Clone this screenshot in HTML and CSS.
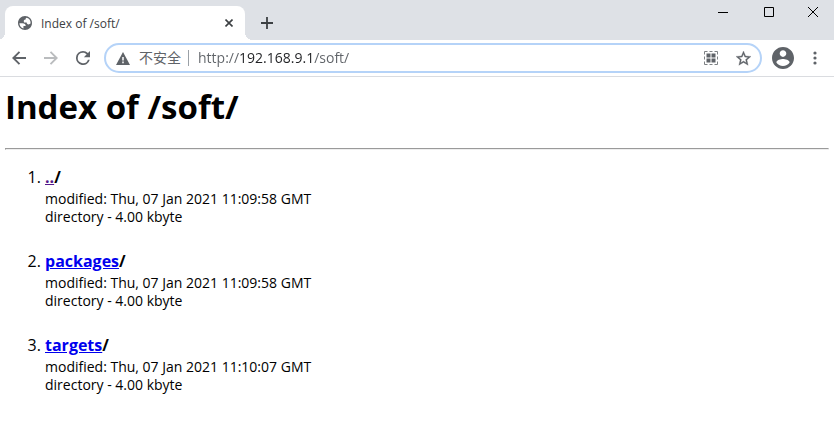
FILE: index.html
```html
<!DOCTYPE html>
<html lang="en">
<head>
    <meta charset="UTF-8">
    <meta name="viewport" content="width=device-width, initial-scale=1.0">
    <title>Index of /soft/</title>
    <link rel="stylesheet" href="styles.css">
</head>
<body>

<header class="browser">
    <div class="tab-strip">
        <div class="tab">
            <svg class="favicon" width="14" height="14" viewBox="2 2 20 20"><path fill="#5f6368" d="M12 2C6.480 2 2 6.480 2 12s4.480 10 10 10 10-4.480 10-10S17.520 2 12 2z"/><path fill="#fff" d="M4 12.300h4.400c3 0 4.600 1.500 4.600 4h-3.200v3.400A8 8 0 0 1 4 12.300zM14.400 4.400A8 8 0 0 1 20 12.500c-.8 1.200-1.700 1.500-3 1.500-1.800 0-2.600-.9-2.600-2.600h-3.700c-1.300-3.200.2-4.600 2.200-4.500 0-1.400.4-2.200 1.500-2.500z"/></svg>
            <span class="tab-title">Index of /soft/</span>
            <button class="tab-close" aria-label="Close tab">
                <svg width="8" height="8" viewBox="0 0 8 8"><path d="M.5.5l7 7M7.500.5l-7 7" stroke="#3c4043" stroke-width="1.600"/></svg>
            </button>
        </div>
        <button class="new-tab" aria-label="New tab">
            <svg width="12" height="12" viewBox="0 0 12 12"><path d="M6 0v12M0 6h12" stroke="#3c4043" stroke-width="1.800"/></svg>
        </button>
        <div class="window-buttons">
            <button aria-label="Minimize"><svg width="10" height="10" viewBox="0 0 10 10"><path d="M0 5.500h10" stroke="#000"/></svg></button>
            <button aria-label="Maximize"><svg width="10" height="10" viewBox="0 0 10 10"><path d="M.5.5h9v9h-9z" fill="none" stroke="#000"/></svg></button>
            <button aria-label="Close"><svg width="10" height="10" viewBox="0 0 10 10"><path d="M0 0l10 10M10 0L0 10" stroke="#000"/></svg></button>
        </div>
    </div>

    <div class="toolbar">
        <button aria-label="Back"><svg width="14" height="14" viewBox="0 0 14 14"><path d="M14 7H1.500M7.500.8L1.300 7l6.200 6.200" fill="none" stroke="#5f6368" stroke-width="1.900"/></svg></button>
        <button aria-label="Forward" disabled><svg width="14" height="14" viewBox="0 0 14 14"><path d="M0 7h12.500M6.500.8L12.700 7l-6.200 6.200" fill="none" stroke="#babcbe" stroke-width="1.900"/></svg></button>
        <button aria-label="Reload"><svg width="14" height="14" viewBox="4 4 16 16"><path fill="#5f6368" d="M17.650 6.350A7.960 7.960 0 0 0 12 4a8 8 0 1 0 7.730 10h-2.080A6 6 0 1 1 12 6c1.660 0 3.140.69 4.220 1.780L13 11h7V4z"/></svg></button>
        <div class="address-bar">
            <svg width="14" height="13" viewBox="0 0 14 13"><path fill="#5f6368" d="M7 0l7 13H0z"/><path d="M7 5v3.500M7 9.500v1.700" stroke="#fff" stroke-width="1.500"/></svg>
            <span class="security">不安全</span>
            <input class="url" type="text" value="http://192.168.9.1/soft/" aria-label="Address">
            <button aria-label="Create QR code">
                <svg width="14" height="14" viewBox="0 0 14 14"><path d="M.5 3.500V.5h3M5.500.5h3M10.500.5h3v3M13.500 5.500v3M13.500 10.500v3h-3M8.500 13.500h-3M3.500 13.500h-3v-3M.5 8.500v-3" fill="none" stroke="#7d8184"/><path fill="#5f6368" d="M2.500 2.500h4v4h-4zM7.500 2.500h4v4h-4zM2.500 7.500h4v4h-4zM7.500 7.500h4v4h-4z"/></svg>
            </button>
            <button aria-label="Bookmark this page">
                <svg width="15" height="15" viewBox="2 2 20 20"><path fill="#5f6368" stroke="#5f6368" stroke-width=".4" d="M22 9.240l-7.190-.62L12 2 9.190 8.630 2 9.240l5.460 4.730L5.820 21 12 17.270 18.180 21l-1.630-7.030L22 9.240zM12 15.400l-3.760 2.270 1-4.280-3.320-2.880 4.380-.38L12 6.100l1.710 4.040 4.380.38-3.320 2.880 1 4.280L12 15.400z"/></svg>
            </button>
        </div>
        <button class="profile" aria-label="Profile">
            <svg width="22" height="22" viewBox="2 2 20 20"><path fill="#5f6368" d="M12 2C6.480 2 2 6.480 2 12s4.480 10 10 10 10-4.480 10-10S17.520 2 12 2zm0 3c1.660 0 3 1.340 3 3s-1.340 3-3 3-3-1.340-3-3 1.340-3 3-3zm0 14.200c-2.500 0-4.710-1.280-6-3.220.03-1.990 4-3.080 6-3.080 1.990 0 5.970 1.090 6 3.080-1.290 1.940-3.500 3.220-6 3.220z"/></svg>
        </button>
        <button class="menu" aria-label="Menu">
            <svg width="4" height="14" viewBox="0 0 4 14"><g fill="#5f6368"><circle cx="2" cy="2" r="1.600"/><circle cx="2" cy="7" r="1.600"/><circle cx="2" cy="12" r="1.600"/></g></svg>
        </button>
    </div>
</header>

<main class="listing">
    <h1>Index of /soft/</h1>
    <hr>
    <ol>
        <li>
            <strong><a class="visited" href="../">..</a>/</strong>
            <small>modified: Thu, 07 Jan 2021 11:09:58 GMT<br>directory - 4.00 kbyte</small>
        </li>
        <li>
            <strong><a href="packages/">packages</a>/</strong>
            <small>modified: Thu, 07 Jan 2021 11:09:58 GMT<br>directory - 4.00 kbyte</small>
        </li>
        <li>
            <strong><a href="targets/">targets</a>/</strong>
            <small>modified: Thu, 07 Jan 2021 11:10:07 GMT<br>directory - 4.00 kbyte</small>
        </li>
    </ol>
</main>

</body>
</html>
```

FILE: styles.css
```css
* {
    box-sizing: border-box;
}
body {
    margin: 0;
    background: #fff;
    color: #000;
    font-family: "Open Sans", "Noto Sans CJK SC", sans-serif;
}
button {
    display: flex;
    align-items: center;
    justify-content: center;
    padding: 0;
    border: 0;
    background: none;
}
svg {
    display: block;
    flex: none;
}

/* tabs and window buttons */
.tab-strip {
    display: flex;
    height: 40px;
    padding-left: 5px;
    background: #dee1e6;
}
.tab {
    position: relative;
    display: flex;
    align-items: center;
    gap: 9px;
    width: 240px;
    margin-top: 6px;
    padding: 0 12px 0 13px;
    border-radius: 8px 8px 0 0;
    background: #fff;
}
/* curved feet of the active tab */
.tab::before,
.tab::after {
    content: "";
    position: absolute;
    bottom: 0;
    width: 8px;
    height: 8px;
}
.tab::before {
    left: -8px;
    background: radial-gradient(circle at 0 0, #dee1e6 8px, #fff 8px);
}
.tab::after {
    right: -8px;
    background: radial-gradient(circle at 100% 0, #dee1e6 8px, #fff 8px);
}
.tab-title {
    flex: 1;
    color: #3c4043;
    font-size: 12px;
}
.new-tab {
    width: 28px;
    margin-left: 8px;
    padding-top: 6px;
}
.window-buttons {
    display: flex;
    margin-left: auto;
}
.window-buttons button {
    width: 46px;
    height: 24px;
}
.window-buttons button:last-child {
    width: 42px;
}

/* toolbar */
.toolbar {
    display: flex;
    align-items: center;
    height: 37px;
    padding: 0 8px 0 3px;
    border-bottom: 1px solid #dadce0;
}
.toolbar > button {
    width: 32px;
    height: 28px;
}
.address-bar {
    display: flex;
    flex: 1;
    align-items: center;
    min-width: 0;
    height: 30px;
    margin-left: 5px;
    padding: 0 1px 0 10px;
    border: 2px solid #b5d3f8;
    border-radius: 15px;
}
.security {
    margin-left: 9px;
    padding-right: 7px;
    border-right: 1px solid #9aa0a6;
    color: #5f6368;
    font-size: 14px;
    line-height: 16px;
}
/* the host is darker than the scheme and the path */
.url {
    flex: 1;
    min-width: 0;
    margin-left: 9px;
    padding: 0;
    border: 0;
    outline: 0;
    background: linear-gradient(to right, #5f6368 42px, #202124 42px 116px, #5f6368 116px);
    -webkit-background-clip: text;
    background-clip: text;
    color: transparent;
    font-family: inherit;
    font-size: 14px;
    line-height: 20px;
}
.address-bar button {
    width: 32px;
    height: 26px;
}
.toolbar .profile {
    width: 42px;
}
.toolbar .menu {
    width: 22px;
}

/* directory listing */
.listing {
    padding: 5px;
}
h1 {
    margin: 0 0 16px;
    font-size: 33px;
    line-height: 50px;
}
hr {
    margin: 0;
}
ol {
    margin: 16px 0 0;
    padding-left: 40px;
    font-size: 16px;
    line-height: 22px;
}
li {
    margin-bottom: 24px;
}
a {
    color: #0000ee;
}
.visited {
    color: #551a8b;
}
small {
    display: block;
    margin-top: 2px;
    font-size: 14px;
    line-height: 18px;
}
```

^^^^^^^^^^^^^^^^

Exercise requirements:
Pick out each line that holds the string "this".

Output:
Clone this screenshot in HTML and CSS.
            <button aria-label="Bookmark this page">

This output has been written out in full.